When the fund manager Neil Woodford was interviewed for The Spectator by Jonathan Davis in 2015, not long after he left Invesco to set up his own firm, I headlined the article ‘The world is a very difficult place’. That was Woodford’s summation of global economic tides at the time, but it’s also a fair comment on his own subsequent experience: as his funds’ performance failed to live up to their promise, investors gradually fled, causing his flagship equity income fund to shrink from £10 billion in 2017 to £3.7 billion this week, when withdrawals were frozen.
Woodford’s reputation as the investment scene’s most potent free-thinker, nurtured over 30 years, is in tatters. And that’s a shame, because he’s also one of the few mainstream London money men who has been willing to put a slice of his funds into smaller, early stage and even unlisted businesses. One such was Oxford Sciences Innovation, a university spin-out in which (under pressure to find cash for redemptions) he recently sold his £55 million stake.
‘It’s the failure of my industry to understand the needs of the science and innovation community, or even to want to participate in it,’ he told us in 2015, ‘that is the single biggest factor behind our failure as a country to translate the great science we have into commercial success.’ The fall of Woodford is, in that sense, a much bigger loss to UK investment than the implosion of one overhyped fund.
Trumpets and cinnamon buns
The entry deadline for our 2019 ‘Economic Disruptor of the Year Awards’ is this weekend but there’s still time to fill in the form at www.spectator.co.uk/disruptor and join the galaxy of innovative ventures that have already put their names forward. I’m looking forward to meeting some of the entrepreneurs behind them during the judging process — and I’m delighted to report that one of our 2018 winners, Warwick Music Group, maker of the celebrated low-cost plastic trombone, has just received a Queen’s Award for Enterprise.

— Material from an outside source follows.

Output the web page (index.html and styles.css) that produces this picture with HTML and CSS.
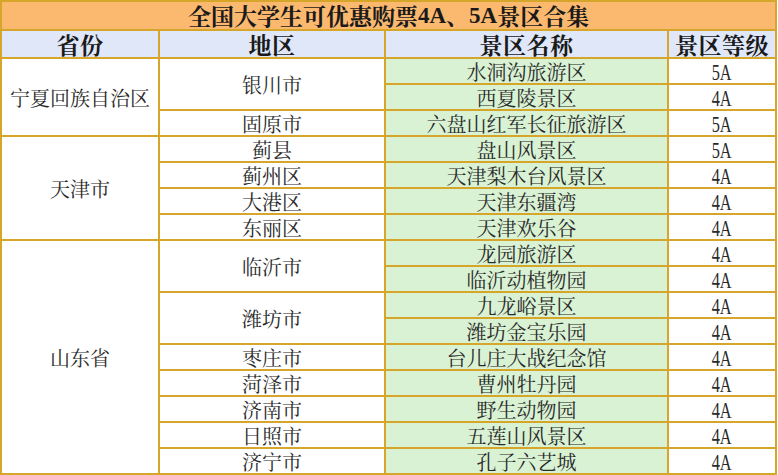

On a related theme, I’m also pleased to have discovered the Green Angel Syndicate, which exemplifies what I regard as the right pragmatic answer to the ‘climate emergency’ question with which so many of you have recently made mischief. The syndicate is a group of 120 private investors who have together put £5 million into early-stage ventures in various aspects of ‘cleantech’. Their portfolio includes Powervault, ‘an intelligent battery system for the modern smart home, designed to maximise energy efficiency’; and Swytch, which converts conventional bicycles into electric bikes, encouraging commuters to leave their cars at home. Director David Sheridan says the syndicate’s aim is to have ‘fun and excitement’ while picking green winners. If we can all do that, I’d say the battle’s almost won.
Lastly, in this trot around the disruptor track, a tribute to a start-up I described here in 2007 as ‘a lesson to would-be entrepreneurs that if you really pay attention to the quality of the product, success will follow, however entrenched the competition.’ This was a tiny bakery called Cinnamon Twist: it was so good that folk who muttered that we had no need for a fancy patisserie when plenty of pies were already available in our Yorkshire town of Helmsley were soon found ‘daily barging each other like bullocks’ to buy beautiful bread and pastries from its charming Polish sales girl. Now, hardworking husband-and-wife bakers Mark and Jillie Lazenby have decided to ease back, shut up shop and do something different. How we shall miss them. But it’s a reminder that nothing’s permanent in the business world — and that the thrill is always seeing who’ll be next to shake up the marketplace.